I caused a car crash this weekend. I was looking down, distracted while eating, and my foot must’ve slipped or something. I slammed into the car in front of me, which was stopped at a red light. The force was impactful, tossing the food I was eating around the car. I pulled over, slightly in shock, disoriented in that post-accident moment of confusion and embarrassment. Luckily, no one was hurt, and both cars were fine aside from a few minor scratches. I exchanged information with the other driver and we both went our separate ways.
In retelling this story, almost everyone I’ve talked to has said something along the lines of “yeah, don’t worry, it happens.” Even the guy I hit was understanding. Many have told me stories of accidents they’ve been involved in or witnessed. It’s reminded me of the other times I’ve been involved in minor accidents, but also of the people I’ve known that have died or been paralyzed in automobile crashes.
The crash made me realize that phrases like “accidents happen” have become an acceptable aspect of modern life. If you drive a car, the expectation that you could be hit or hit someone else is there. Drive past any horrific accident on any major street, and it’s more likely that people are concerned about traffic than they are the safety and well-being of themselves and others.
It seems to us that it has always been this way. That cars are the best, most convenient option to get around. Automobiles are a luxury, sure, but they’ve become far more ubiquitous since their introduction around a century ago.
Many of us tend to forget that a century is not too long in the context of human civilization. Despite the technology being relatively new, cars have completely overtaken modern life. Cities around the world are full of them. After a century of automobiles, of enjoying the freedoms of individualized transportation and powerful vehicles, the damage is becoming clearer and clearer. Cars cause numerous problems, from traffic congestion to urban sprawl and pollution. Of all the problems cars cause, one can easily be considered the worst: fatality.
Cars kill more people than guns do. Yet rarely do you hear national debates about what classes of casr citizens should be allowed to own, or whether we should be allowed to drive at all. According to Bloomberg, traffic deaths are actually decreasing while gun deaths are increasing. The site estimates both are relatively equal at this point, causing between 30,000 and 35,000 deaths each year.
Just as there are logical ways to deal with gun control in the U.S., there could be logical responses to the problems caused by automobiles. Better public transportation infrastructure, a reduction in urban sprawl, and economic incentives to not own a car are all places to start. Other cities around the world are already leading by example. London introduced massive fees for drivers entering the center of the city, which successfully helped reduce traffic congestion. Bogota, Colombia drastically transformed itself on a campaign that emphasized a return to a walkable, pedestrian-friendly city. Copenhagen did the same with bikes.
Owning a car is undeniably great. You can go wherever you want, whenever you want, with whomever you want. You don’t have to rely on unreliable train schedules, and you can load up as many belongings as you can fit.

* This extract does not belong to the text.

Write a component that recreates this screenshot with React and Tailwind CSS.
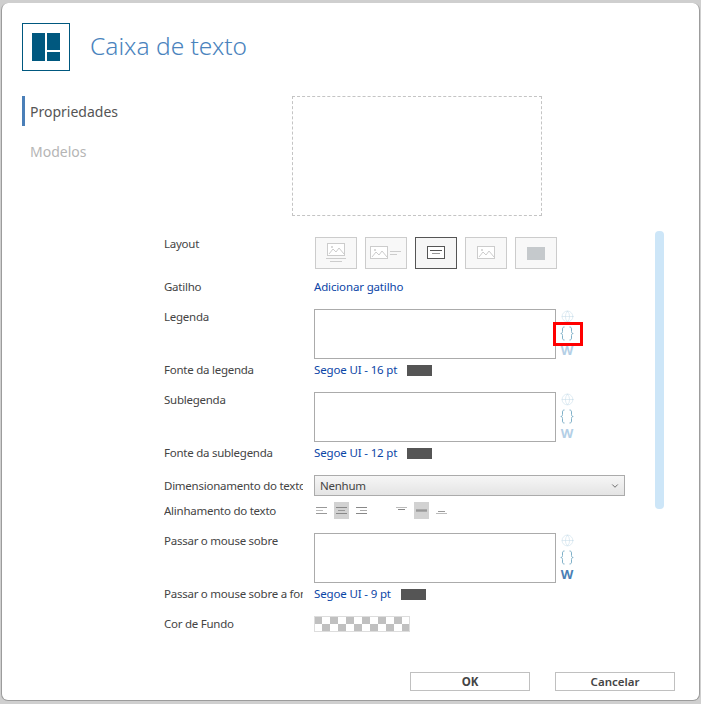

Owning a car is also expensive. In the past month, I’ve racked up a $73 parking ticket, spent hundreds of dollars in gas, and now have to worry about an insurance increase after the accident. I even have to take a break in writing this to move my car for weekly “street cleaning.”
Owning a car is great and expensive, but most importantly it is dangerous. Public campaigns to deter people from drunk driving send an important message, but the emphasis also needs to be on automobiles in general. If gun control advocates can argue against accidental gun violence, they should be incensed at accidental traffic death. It sounds ridiculous because of how ingrained automobiles have become in our culture, how easily we can toss around phrases like “accidents happen,” but we have to remember that there are safer alternatives, that that’s not necessarily true.